Agreed - the fighting has already started.

I've looked around quite a bit but can't seem to find any split HPWH, other than the Daikin Altherma solutions. I do not want to install the WH outside, so a split unit make sense but all that I can find are self contained.

And all seem to be for water only, not space heating. I'd like to see if there are less expensive alternatives than the Daikin solutions, although I may just acquiesce and budget for the Daikin.

Daikin has several split water heaters for the Asian market (including the EcoCute consortium in Japan, using CO2-refrigerant in split hot water heaters.) There's some discussion of releasing an R410A refrigerant split system in Australia this year, but if there is plans for the US market it's in stealth mode.

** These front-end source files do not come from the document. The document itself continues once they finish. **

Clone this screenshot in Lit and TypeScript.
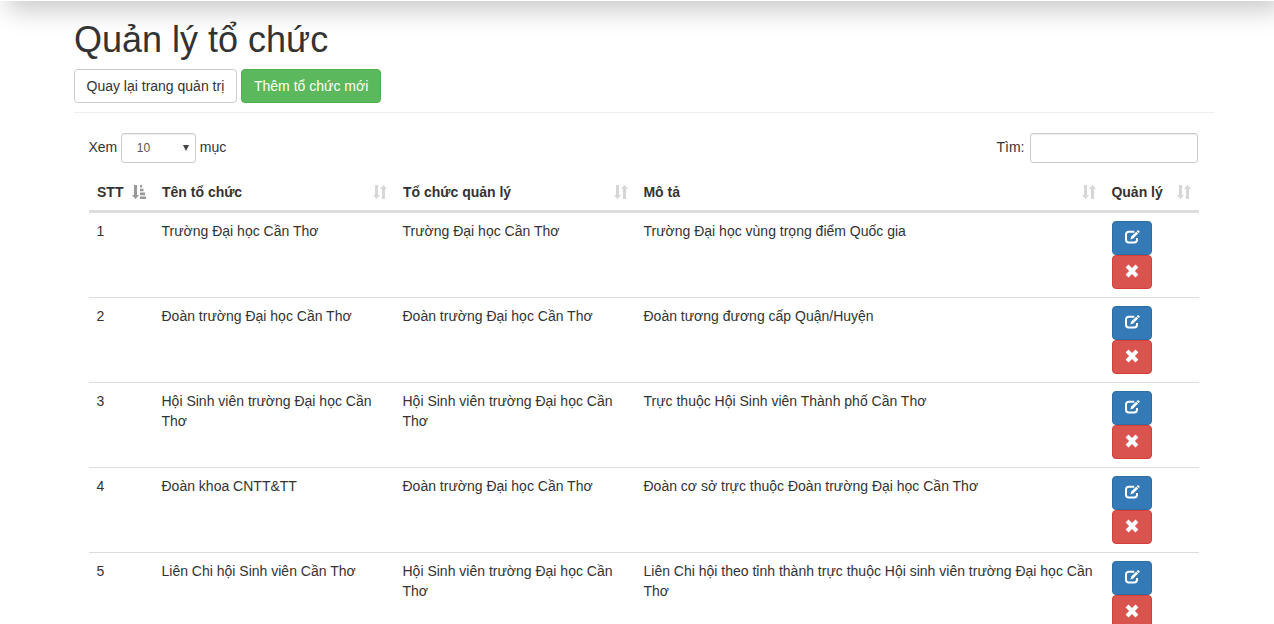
import { LitElement, html, css, svg } from "lit";
import { customElement, property } from "lit/decorators.js";

interface Org {
  name: string;
  parent: string;
  description: string;
}

const ORGS: Org[] = [
  { name: "Trường Đại học Cần Thơ", parent: "Trường Đại học Cần Thơ", description: "Trường Đại học vùng trọng điểm Quốc gia" },
  { name: "Đoàn trường Đại học Cần Thơ", parent: "Đoàn trường Đại học Cần Thơ", description: "Đoàn tương đương cấp Quận/Huyện" },
  { name: "Hội Sinh viên trường Đại học Cần Thơ", parent: "Hội Sinh viên trường Đại học Cần Thơ", description: "Trực thuộc Hội Sinh viên Thành phố Cần Thơ" },
  { name: "Đoàn khoa CNTT&TT", parent: "Đoàn trường Đại học Cần Thơ", description: "Đoàn cơ sở trực thuộc Đoàn trường Đại học Cần Thơ" },
  { name: "Liên Chi hội Sinh viên Cần Thơ", parent: "Hội Sinh viên trường Đại học Cần Thơ", description: "Liên Chi hội theo tỉnh thành trực thuộc Hội sinh viên trường Đại học Cần Thơ" },
];

const COLUMNS = ["STT", "Tên tổ chức", "Tổ chức quản lý", "Mô tả", "Quản lý"];

@customElement("ui-icon")
export class UiIcon extends LitElement {
  @property() name = "";

  static styles = css`
    :host { display: inline-block; width: 14px; height: 14px; }
    svg { display: block; width: 100%; height: 100%; overflow: visible; }
  `;

  private shape() {
    switch (this.name) {
      case "edit":
        return svg`
          <path d="M9.300 1.700H3.700A2.700 2.700 0 0 0 1 4.400V9.800A2.700 2.700 0 0 0 3.700 12.500H9.300A2.700 2.700 0 0 0 12 9.800V8" fill="none" stroke="currentColor" stroke-width="2"/>
          <path d="M5.400 9.500 6.200 6.500 11.200 1.700 13.200 3.600 8.200 8.500Z" fill="currentColor"/>
          <path d="M11.700 1.200 12.600.300Q13 0 13.400.300L14.500 1.300Q14.900 1.800 14.500 2.300L13.700 3.100Z" fill="currentColor"/>`;
      case "remove":
        return svg`<path d="M.600 3.500 3.500.600 7 4.100 10.500.600 13.400 3.500 9.900 7 13.400 10.500 10.500 13.400 7 9.900 3.500 13.400.600 10.500 4.100 7Z" fill="currentColor"/>`;
      case "sort-asc":
        return svg`<path d="M2 0H5V10H7L3.500 14 0 10H2ZM8 0H10V2.500H8ZM8 3.700H11.500V6.300H8ZM8 7.600H13V10.200H8ZM8 11.400H14V14H8Z" fill="currentColor"/>`;
      default:
        return svg`<path d="M2 0H5V10H7L3.500 14 0 10H2ZM9 14H12V4H14L10.500 0 7 4H9Z" fill="currentColor"/>`;
    }
  }

  render() {
    return html`<svg viewBox="0 0 14 14" aria-hidden="true">${this.shape()}</svg>`;
  }
}

@customElement("app-root")
export class AppRoot extends LitElement {
  static styles = css`
    :host {
      display: block;
      height: 624px;
      overflow: hidden;
      background: #fff;
      color: #333;
      font: 14px/20px "Liberation Sans", Arial, sans-serif;
    }
    * { box-sizing: border-box; }
    .navbar { height: 52px; margin-top: -51px; background: #fff; box-shadow: 8px 10px 24px #ccc; }
    .container { width: 1140px; margin-left: 74px; }
    h1 { margin: 0; padding-top: 19px; font-size: 36px; line-height: 39px; font-weight: 400; }
    .actions { display: flex; gap: 4px; padding-top: 10px; }
    .btn {
      display: block;
      height: 34px;
      padding: 6px 12px;
      font: inherit;
      border: 1px solid transparent;
      border-radius: 4px;
      white-space: nowrap;
    }
    .default { color: #333; background: #fff; border-color: #ccc; width: 163px; padding: 6px 11.5px; text-align: left; }
    .success { color: #fff; background: #5cb85c; border-color: #4cae4c; width: 140px; }
    .primary { color: #fff; background: #337ab7; border-color: #2e6da4; }
    .danger { color: #fff; background: #d9534f; border-color: #d43f3a; }
    .rule { height: 1px; margin-top: 9px; background: #eee; }
    .panel { padding: 20px 15px 0; }
    .tools { display: flex; justify-content: space-between; padding-right: 1px; }
    .tools label { display: flex; align-items: center; height: 30px; }
    .tools label:first-child { margin-left: -0.6px; }
    .caption { padding-bottom: 2px; }
    .field {
      height: 30px;
      border: 1px solid #ccc;
      border-radius: 3px;
      background: #fff;
      box-shadow: inset 0 1px 1px rgba(0, 0, 0, 0.075);
      font: 12px/18px "Liberation Sans", Arial, sans-serif;
      color: #555;
    }
    .length { display: flex; align-items: center; justify-content: space-between; width: 75px; margin: 0 4px 0 3.600px; padding: 0 6px 0 15px; }
    .caret { border: 3px solid transparent; border-top: 6px solid #444; border-bottom: 0; }
    .search { width: 168px; margin-left: 5.500px; }
    table { width: 1110px; margin-top: 10px; border-collapse: separate; border-spacing: 0; table-layout: fixed; }
    th { height: 40px; padding: 1px 8px 0; text-align: left; border-bottom: 3px solid #ddd; }
    .head { display: flex; align-items: center; justify-content: space-between; }
    .head ui-icon { color: #d6d6d6; }
    .head .sorted { color: #999; }
    td { height: 85px; padding: 8px 8px 8px 7.5px; vertical-align: top; border-bottom: 1px solid #ddd; }
    td:last-child { padding-left: 8px; }
    .c0 { width: 65px; }
    .c1, .c2 { width: 241px; }
    .c3 { width: 468px; }
    .c3 .head, .c4 .head { margin-left: -0.600px; }
    .c4 { width: 95px; }
    .row-actions { display: flex; flex-direction: column; }
    .row-actions .btn { width: 40px; }
    .row-actions ui-icon { display: block; margin: 0 0 2px -0.500px; }
  `;

  render() {
    return html`
      <div class="navbar"></div>
      <main class="container">
        <h1>Quản lý tổ chức</h1>
        <div class="actions">
          <button class="btn default">Quay lại trang quản trị</button>
          <button class="btn success">Thêm tổ chức mới</button>
        </div>
        <div class="rule"></div>
        <section class="panel">
          <div class="tools">
            <label><span class="caption">Xem</span><span class="field length">10 <span class="caret"></span></span><span class="caption">mục</span></label>
            <label><span class="caption">Tìm:</span><input class="field search" /></label>
          </div>
          <table>
            <thead>
              <tr>
                ${COLUMNS.map((title, i) => html`<th class="c${i}">
                  <div class="head">${title}<ui-icon class=${i ? "" : "sorted"} name=${i ? "sort" : "sort-asc"}></ui-icon></div>
                </th>`)}
              </tr>
            </thead>
            <tbody>
              ${ORGS.map((org, i) => html`<tr>
                <td>${i + 1}</td>
                <td>${org.name}</td>
                <td>${org.parent}</td>
                <td>${org.description}</td>
                <td>
                  <div class="row-actions">
                    <button class="btn primary"><ui-icon name="edit"></ui-icon></button>
                    <button class="btn danger"><ui-icon name="remove"></ui-icon></button>
                  </div>
                </td>
              </tr>`)}
            </tbody>
          </table>
        </section>
      </main>
    `;
  }
}
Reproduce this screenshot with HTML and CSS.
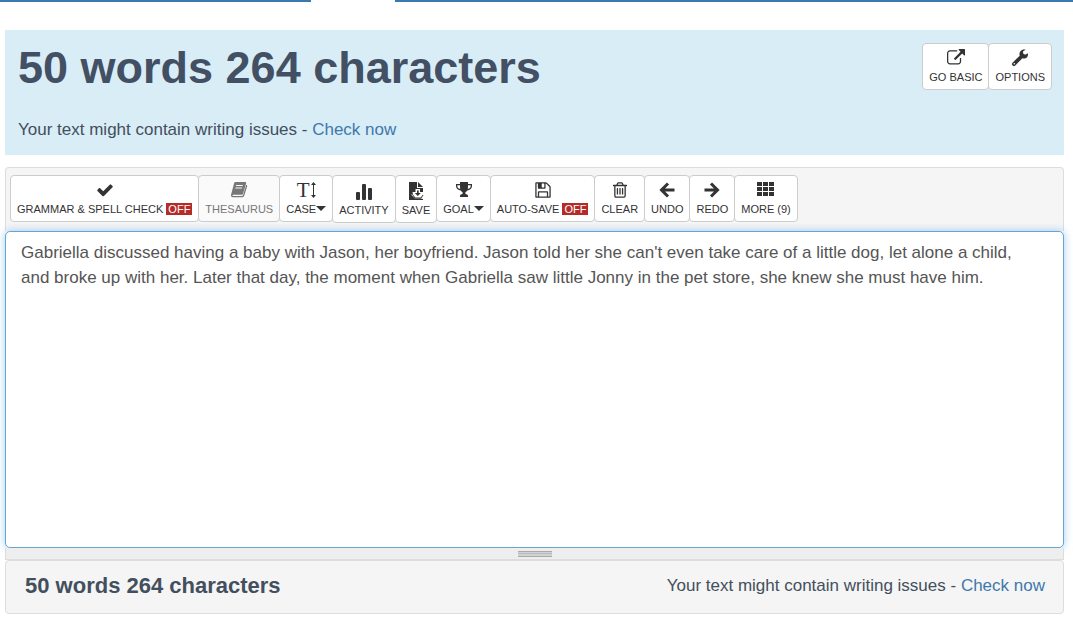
FILE: index.html
```html
<!DOCTYPE html>
<html lang="en">
<head>
    <meta charset="UTF-8">
    <meta name="viewport" content="width=device-width, initial-scale=1.0">
    <title>Word Counter</title>
    <link rel="stylesheet" href="styles.css">
</head>
<body>
    <div class="nav-line">
        <span class="nav-line-left"></span>
        <span class="nav-line-right"></span>
    </div>

    <main class="container">
        <div class="summary">
            <div class="summary-text">
                <h1>50 words 264 characters</h1>
                <p class="hint">Your text might contain writing issues - <a href="#">Check now</a></p>
            </div>
            <div class="btn-group">
                <button type="button" class="btn">
                    <svg class="icon" viewBox="0 0 1792 1792"><path d="M1408 928v320q0 119-84.500 203.500t-203.500 84.500h-832q-119 0-203.500-84.500t-84.500-203.500v-832q0-119 84.500-203.500t203.500-84.500h704q14 0 23 9t9 23v64q0 14-9 23t-23 9h-704q-66 0-113 47t-47 113v832q0 66 47 113t113 47h832q66 0 113-47t47-113v-320q0-14 9-23t23-9h64q14 0 23 9t9 23zm384-864v512q0 26-19 45t-45 19-45-19l-176-176-652 652q-10 10-23 10t-23-10l-114-114q-10-10-10-23t10-23l652-652-176-176q-19-19-19-45t19-45 45-19h512q26 0 45 19t19 45z"/></svg>
                    <span class="label">GO BASIC</span>
                </button>
                <button type="button" class="btn">
                    <svg class="icon" viewBox="0 0 18 18"><path fill-rule="evenodd" d="M16.800 4.200 14.200 5.800 12.100 4.600V2.300L14.700.800C12.800.100 10.600.700 9.400 2.300 8.400 3.600 8.200 5.200 8.700 6.700L1.500 13.700C.700 14.500.700 15.300 1.300 16L2 16.700C2.700 17.300 3.500 17.300 4.300 16.500L11.400 9.300C13.200 9.900 15.100 9.300 16.200 7.900 17 6.800 17.200 5.500 16.800 4.200ZM3.300 14A.800.800 0 1 1 3.300 15.600.800.800 0 0 1 3.300 14Z"/></svg>
                    <span class="label">OPTIONS</span>
                </button>
            </div>
        </div>

        <div class="toolbar">
            <button type="button" class="btn">
                <svg class="icon" viewBox="0 0 1792 1792"><path d="M1671 566q0 40-28 68l-724 724-136 136q-28 28-68 28t-68-28l-136-136-362-362q-28-28-28-68t28-68l136-136q28-28 68-28t68 28l294 295 656-657q28-28 68-28t68 28l136 136q28 28 28 68z"/></svg>
                <span class="label">GRAMMAR &amp; SPELL CHECK <span class="off">OFF</span></span>
            </button>
            <button type="button" class="btn" disabled>
                <svg class="icon" viewBox="0 0 18 18"><path fill-rule="evenodd" d="M5.400 1H15C16 1 16.400 1.700 16.100 2.600L13.200 12.200C12.900 13.200 12.200 13.700 11.200 13.700H3C2.300 13.700 2.200 14.900 3.100 14.900H11.800C12.500 14.900 12.900 14.600 13.100 14L16.300 3.700C17.200 4 17.400 4.600 17.100 5.500L14.300 14.500C13.900 15.600 13 16.300 12 16.300H3C1.400 16.300.600 15 1.100 13.600L4.100 2.200C4.300 1.400 4.700 1 5.400 1ZM6.200 4 5.900 5H12.700L13 4ZM5.500 6.400 5.200 7.400H12L12.300 6.400Z"/></svg>
                <span class="label">THESAURUS</span>
            </button>
            <button type="button" class="btn">
                <span class="icon-text">T<svg class="icon-height" viewBox="0 0 5 18"><path d="M2.500 1 5 4H3V14H5L2.500 17 0 14H2V4H0Z"/></svg></span>
                <span class="label">CASE<span class="caret"></span></span>
            </button>
            <button type="button" class="btn">
                <svg class="icon icon-tall" viewBox="0 0 18 19"><rect x="1" y="11" width="4" height="8" rx="1"/><rect x="7" y="3" width="4" height="16" rx="1"/><rect x="13" y="7" width="4" height="12" rx="1"/></svg>
                <span class="label">ACTIVITY</span>
            </button>
            <button type="button" class="btn">
                <svg class="icon icon-tall" viewBox="0 0 18 19"><path d="M2 1H10V7H16V19H2Z"/><path d="M11 1 16 6H11Z"/><path class="icon-cut" d="M8.500 8H13V11H16.500L16 16V18L14 17.500H8L4 13.500H6L5.500 11H8.500Z"/><path d="M10 9.500H11.700V12H13.800L10.800 15 7.800 12H10Z"/><path class="icon-tray" d="M5.500 13.500 8 17H14L16 14"/></svg>
                <span class="label">SAVE</span>
            </button>
            <button type="button" class="btn">
                <svg class="icon" viewBox="0 0 18 18"><path fill-rule="evenodd" d="M5 1H13V3H17V5C17 7.400 14.900 9.200 12.300 9.500 11.600 10.500 10.500 11 10.300 11.600 10 12.700 10.700 13.300 12 13.400 12.700 13.600 13 14 13 14.700V16H5V14.700C5 14 5.300 13.600 6 13.400 7.300 13.300 8 12.700 7.700 11.600 7.500 11 6.400 10.500 5.700 9.500 3.100 9.200 1 7.400 1 5V3H5ZM5 4.200H2.300V5C2.300 6.400 3.400 7.600 5.200 8.100 5 7 5 5.500 5 4.200ZM13 4.200C13 5.500 13 7 12.800 8.100 14.600 7.600 15.700 6.400 15.700 5V4.200Z"/></svg>
                <span class="label">GOAL<span class="caret"></span></span>
            </button>
            <button type="button" class="btn">
                <svg class="icon" viewBox="0 0 1792 1792"><path d="M512 1536h768v-384h-768v384zm896 0h128v-896q0-14-10-38.500t-20-34.500l-281-281q-10-10-34-20t-39-10v416q0 40-28 68t-68 28h-576q-40 0-68-28t-28-68v-416h-128v1280h128v-416q0-40 28-68t68-28h832q40 0 68 28t28 68v416zm-384-928v-320q0-13-9.500-22.500t-22.500-9.500h-192q-13 0-22.500 9.500t-9.500 22.500v320q0 13 9.500 22.500t22.500 9.500h192q13 0 22.500-9.500t9.500-22.500zm640 32v928q0 40-28 68t-68 28h-1344q-40 0-68-28t-28-68v-1344q0-40 28-68t68-28h928q40 0 88 20t76 48l280 280q28 28 48 76t20 88z"/></svg>
                <span class="label">AUTO-SAVE <span class="off">OFF</span></span>
            </button>
            <button type="button" class="btn">
                <svg class="icon" viewBox="0 0 1792 1792"><path d="M704 736v576q0 14-9 23t-23 9h-64q-14 0-23-9t-9-23v-576q0-14 9-23t23-9h64q14 0 23 9t9 23zm256 0v576q0 14-9 23t-23 9h-64q-14 0-23-9t-9-23v-576q0-14 9-23t23-9h64q14 0 23 9t9 23zm256 0v576q0 14-9 23t-23 9h-64q-14 0-23-9t-9-23v-576q0-14 9-23t23-9h64q14 0 23 9t9 23zm128 724v-948h-896v948q0 22 7 40.500t14.500 27 10.500 8.500h832q3 0 10.500-8.500t14.500-27 7-40.500zm-672-1076h448l-48-117q-7-9-17-11h-317q-10 2-17 11zm928 32v64q0 14-9 23t-23 9h-96v948q0 83-47 143.500t-113 60.500h-832q-66 0-113-58.500t-47-141.500v-952h-96q-14 0-23-9t-9-23v-64q0-14 9-23t23-9h309l70-167q15-37 54-63t79-26h320q40 0 79 26t54 63l70 167h309q14 0 23 9t9 23z"/></svg>
                <span class="label">CLEAR</span>
            </button>
            <button type="button" class="btn">
                <svg class="icon" viewBox="0 0 18 18"><path class="icon-arrow" d="M16.500 9H4M10 2.500 3.500 9 10 15.500"/></svg>
                <span class="label">UNDO</span>
            </button>
            <button type="button" class="btn">
                <svg class="icon" viewBox="0 0 18 18"><path class="icon-arrow" d="M1.500 9H14M8 2.500 14.500 9 8 15.500"/></svg>
                <span class="label">REDO</span>
            </button>
            <button type="button" class="btn">
                <svg class="icon icon-wide" viewBox="0 0 20 18"><path d="M1 1h5v4H1zM7 1h5v4H7zM13 1h5v4H13zM1 6h5v4H1zM7 6h5v4H7zM13 6h5v4H13zM1 11h5v4H1zM7 11h5v4H7zM13 11h5v4H13z"/></svg>
                <span class="label">MORE (9)</span>
            </button>
        </div>

        <textarea class="editor" rows="12" aria-label="Your text" spellcheck="false">Gabriella discussed having a baby with Jason, her boyfriend. Jason told her she can't even take care of a little dog, let alone a child, and broke up with her. Later that day, the moment when Gabriella saw little Jonny in the pet store, she knew she must have him.</textarea>

        <!-- Resize handle -->
        <div class="grip"><span class="grip-lines"></span></div>

        <div class="footer">
            <h2>50 words 264 characters</h2>
            <p class="hint">Your text might contain writing issues - <a href="#">Check now</a></p>
        </div>
    </main>
</body>
</html>
```

FILE: styles.css
```css
* {
    box-sizing: border-box;
}

body {
    font-family: "Liberation Sans", Arial, sans-serif;
    font-size: 17px;
    color: #434f5d;
    background-color: #fff;
    margin: 0;
}

h1,
h2,
p {
    margin: 0;
}

a {
    color: #4078ac;
    text-decoration: none;
}

a:hover {
    text-decoration: underline;
}

/* Line under the menu, open below the active tab */
.nav-line {
    display: flex;
    gap: 84px;
    height: 2px;
}

.nav-line-left,
.nav-line-right {
    background-color: #3c78b0;
}

.nav-line-left {
    flex: 0 0 29%;
}

.nav-line-right {
    flex: 1;
}

.container {
    padding: 28px 9px 7px 5px;
}

.summary {
    display: flex;
    justify-content: space-between;
    align-items: flex-start;
    padding: 13px 12px 13px 13px;
    margin-bottom: 12px;
    background-color: #d9edf7;
}

h1 {
    font-size: 45px;
    line-height: 50px;
    color: #434f63;
    margin-bottom: 24px;
}

h2 {
    font-size: 22px;
    line-height: 25px;
    color: #434f5d;
}

.hint {
    line-height: 25px;
}

.btn-group,
.toolbar {
    display: flex;
    align-items: flex-start;
}

.btn {
    display: flex;
    flex-direction: column;
    align-items: center;
    gap: 1px;
    padding: 5px 6px 3px;
    border: 1px solid #ccc;
    border-radius: 4px;
    background-color: #fff;
    color: #333;
    font-family: inherit;
    font-size: 11px;
    line-height: 18px;
    white-space: nowrap;
    cursor: pointer;
}

.btn + .btn {
    margin-left: -1px;
}

.btn:hover {
    background-color: #e6e6e6;
}

.btn:disabled {
    background-color: #fafafa;
    color: #777;
    cursor: not-allowed;
}

.icon {
    width: 18px;
    height: 18px;
    fill: currentColor;
}

.icon-wide {
    width: 20px;
}

.icon-tall {
    height: 19px;
}

.icon-text {
    display: flex;
    align-items: center;
    gap: 1px;
    height: 18px;
    font-family: "Liberation Serif", serif;
    font-size: 21px;
}

.icon-height {
    width: 5px;
    height: 18px;
    fill: currentColor;
}

.icon-cut {
    fill: #fff;
}

.icon-tray {
    fill: none;
    stroke: currentColor;
    stroke-width: 1;
}

.icon-arrow {
    fill: none;
    stroke: currentColor;
    stroke-width: 3;
}

.off {
    display: inline-block;
    padding: 0 2px;
    line-height: 12px;
    background-color: #b52b27;
    color: #fff;
}

.caret {
    display: inline-block;
    border-top: 5px solid;
    border-left: 5px solid transparent;
    border-right: 5px solid transparent;
    vertical-align: 2px;
}

.toolbar {
    flex-wrap: wrap;
    padding: 7px 4px 8px;
    border: 1px solid #ddd;
    border-bottom: 0;
    border-radius: 4px 4px 0 0;
    background-color: #f5f5f5;
}

.editor {
    display: block;
    position: relative;
    width: 100%;
    padding: 8px 24px 7px 15px;
    border: 1px solid #66a5d4;
    border-radius: 5px;
    outline: 0;
    background-color: #fff;
    box-shadow: 0 0 8px rgba(102, 175, 233, 0.6);
    color: #555;
    font-family: inherit;
    font-size: 17px;
    line-height: 25px;
    resize: none;
}

.grip {
    display: flex;
    justify-content: center;
    align-items: center;
    position: relative;
    height: 12px;
    border: 1px solid #ddd;
    border-top: 0;
    background-color: #eee;
    cursor: s-resize;
}

.grip-lines {
    width: 34px;
    height: 6px;
    border-top: 1px solid #aaa;
    border-bottom: 1px solid #aaa;
    background: linear-gradient(#d2d2d2 1px, #bbb 1px, #bbb 2px, #d2d2d2 2px);
}

.footer {
    display: flex;
    justify-content: space-between;
    align-items: center;
    padding: 12px 18px 15px 19px;
    border: 1px solid #ddd;
    border-radius: 4px;
    background-color: #f5f5f5;
}
```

Since the topic came up again- Does anyone make a reasonable, reliable heat pump water heater? I almost bought a GE unit which was half price at Home Depot ($650) until I did some research on the reliability. It is dismal on all of the lower priced units i could find. People wound up having the unit repaired or replaced repeatedly until giving up and going back to resistance heating. My ICF basement is ideal, ranging from, 55 to 75 degrees year-round. I'll probably go old-school for the time being, as I don't want the aggravation of a failing WH.

Not speaking from personal experience, but A.O. Smith apparently makes a good one. Perhaps others can post their personal experiences or anecdotes on the AO Smith units? The GE units have a massive amount of bad reviews out there (Amazon alone)

I wonder when the Fujitsu Waterstage air to water heat pumps will be available in the US. I suppose if you really want one, you just order from the UK. Or a Panasonic Aquarea T-CAP.

Posted By jonr on 17 May 2013 11:20 AM
I wonder when the Fujitsu Waterstage air to water heat pumps will be available in the US. I suppose if you really want one, you just order from the UK.

I'd be really wary about trying to hook up a high-power device designed for 230VAC/50Hz into a US power grid without prior sign off from the manufacturer.

I'm not surprised that the other Japanese mini-split builders are getting into the European hydronic-output ASHP market though.